DATA FOR PROCESSING:
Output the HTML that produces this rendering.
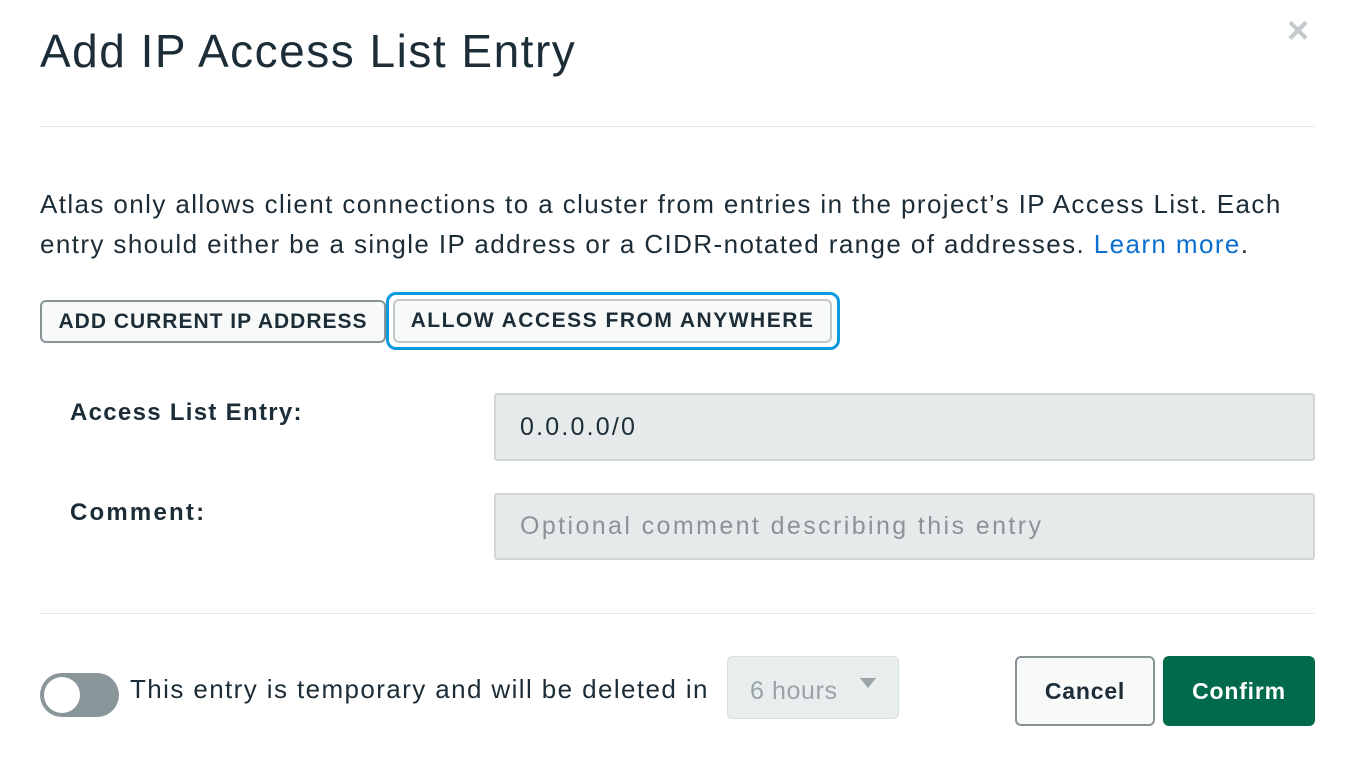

* * *

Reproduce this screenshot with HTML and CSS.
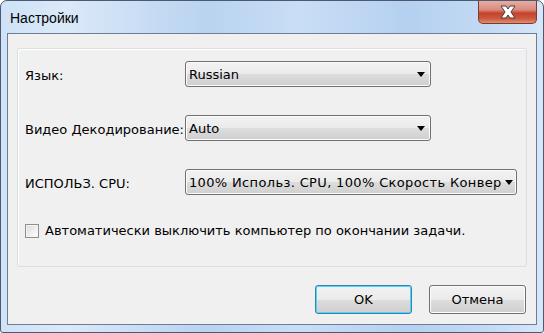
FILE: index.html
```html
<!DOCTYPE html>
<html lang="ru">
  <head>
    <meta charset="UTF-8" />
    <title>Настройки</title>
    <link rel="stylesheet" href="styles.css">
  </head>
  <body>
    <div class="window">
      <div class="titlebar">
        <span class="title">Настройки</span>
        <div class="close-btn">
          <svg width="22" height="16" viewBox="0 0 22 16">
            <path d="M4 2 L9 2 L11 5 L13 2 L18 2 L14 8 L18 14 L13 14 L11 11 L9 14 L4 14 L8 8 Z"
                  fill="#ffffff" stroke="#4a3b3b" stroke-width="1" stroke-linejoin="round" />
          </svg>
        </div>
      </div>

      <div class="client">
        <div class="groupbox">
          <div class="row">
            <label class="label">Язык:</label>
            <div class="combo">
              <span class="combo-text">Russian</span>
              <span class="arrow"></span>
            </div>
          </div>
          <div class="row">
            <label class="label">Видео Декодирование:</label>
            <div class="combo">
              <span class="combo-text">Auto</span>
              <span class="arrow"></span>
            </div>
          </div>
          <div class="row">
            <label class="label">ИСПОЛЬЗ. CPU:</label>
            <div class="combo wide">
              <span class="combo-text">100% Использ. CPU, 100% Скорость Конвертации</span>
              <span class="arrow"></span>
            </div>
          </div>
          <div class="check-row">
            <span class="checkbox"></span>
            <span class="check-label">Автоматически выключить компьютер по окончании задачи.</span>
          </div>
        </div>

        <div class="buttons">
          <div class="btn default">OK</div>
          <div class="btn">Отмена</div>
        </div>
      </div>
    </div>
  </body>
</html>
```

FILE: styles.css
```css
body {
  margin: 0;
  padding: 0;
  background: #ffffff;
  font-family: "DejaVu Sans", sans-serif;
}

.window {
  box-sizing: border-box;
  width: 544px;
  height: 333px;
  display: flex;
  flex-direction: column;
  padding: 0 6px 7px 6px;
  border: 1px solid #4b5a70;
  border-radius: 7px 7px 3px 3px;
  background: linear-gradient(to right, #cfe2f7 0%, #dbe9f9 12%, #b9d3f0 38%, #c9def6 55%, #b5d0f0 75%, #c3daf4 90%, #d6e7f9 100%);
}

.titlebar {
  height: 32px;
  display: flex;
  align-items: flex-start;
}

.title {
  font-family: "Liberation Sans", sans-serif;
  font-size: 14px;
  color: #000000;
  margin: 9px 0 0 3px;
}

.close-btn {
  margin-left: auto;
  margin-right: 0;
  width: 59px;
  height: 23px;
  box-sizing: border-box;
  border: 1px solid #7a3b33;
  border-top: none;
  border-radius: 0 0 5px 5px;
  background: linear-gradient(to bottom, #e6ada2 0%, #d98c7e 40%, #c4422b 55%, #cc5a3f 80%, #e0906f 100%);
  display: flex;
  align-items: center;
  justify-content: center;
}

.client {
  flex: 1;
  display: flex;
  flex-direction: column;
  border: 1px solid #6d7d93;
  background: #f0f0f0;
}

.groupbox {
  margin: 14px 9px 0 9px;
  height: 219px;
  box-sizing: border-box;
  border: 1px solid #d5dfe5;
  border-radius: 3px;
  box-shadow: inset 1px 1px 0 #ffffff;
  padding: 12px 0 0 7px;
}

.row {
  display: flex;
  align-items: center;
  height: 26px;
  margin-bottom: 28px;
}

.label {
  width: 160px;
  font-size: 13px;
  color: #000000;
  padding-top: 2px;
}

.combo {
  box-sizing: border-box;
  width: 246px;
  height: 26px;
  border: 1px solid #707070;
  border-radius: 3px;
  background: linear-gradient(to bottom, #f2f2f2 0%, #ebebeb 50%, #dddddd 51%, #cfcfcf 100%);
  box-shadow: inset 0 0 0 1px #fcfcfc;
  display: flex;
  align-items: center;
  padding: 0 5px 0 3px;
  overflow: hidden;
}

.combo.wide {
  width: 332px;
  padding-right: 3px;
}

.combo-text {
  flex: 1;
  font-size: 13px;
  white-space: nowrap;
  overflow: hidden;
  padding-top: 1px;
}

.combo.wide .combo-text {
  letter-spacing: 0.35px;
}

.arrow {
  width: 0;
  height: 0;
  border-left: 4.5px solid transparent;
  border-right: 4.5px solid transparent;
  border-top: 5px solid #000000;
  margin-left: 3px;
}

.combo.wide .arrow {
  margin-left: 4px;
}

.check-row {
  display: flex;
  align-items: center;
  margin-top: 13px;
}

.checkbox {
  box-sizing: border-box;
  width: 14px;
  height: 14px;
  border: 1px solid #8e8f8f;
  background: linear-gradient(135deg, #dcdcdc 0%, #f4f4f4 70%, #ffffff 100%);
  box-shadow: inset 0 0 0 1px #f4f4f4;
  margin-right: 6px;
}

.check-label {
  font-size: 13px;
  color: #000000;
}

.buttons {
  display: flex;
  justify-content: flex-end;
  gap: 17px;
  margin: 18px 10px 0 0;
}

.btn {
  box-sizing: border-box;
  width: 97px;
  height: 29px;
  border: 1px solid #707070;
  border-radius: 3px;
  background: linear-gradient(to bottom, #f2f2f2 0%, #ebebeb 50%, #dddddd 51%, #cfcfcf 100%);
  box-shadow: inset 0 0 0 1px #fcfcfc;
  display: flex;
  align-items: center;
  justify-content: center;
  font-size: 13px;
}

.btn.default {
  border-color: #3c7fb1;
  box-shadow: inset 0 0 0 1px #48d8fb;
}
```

INSTRUCTIONS TO FOLLOW: Tally up the lines holding the word "this" in the data above, and answer with that figure only.

THE ANSWER: 2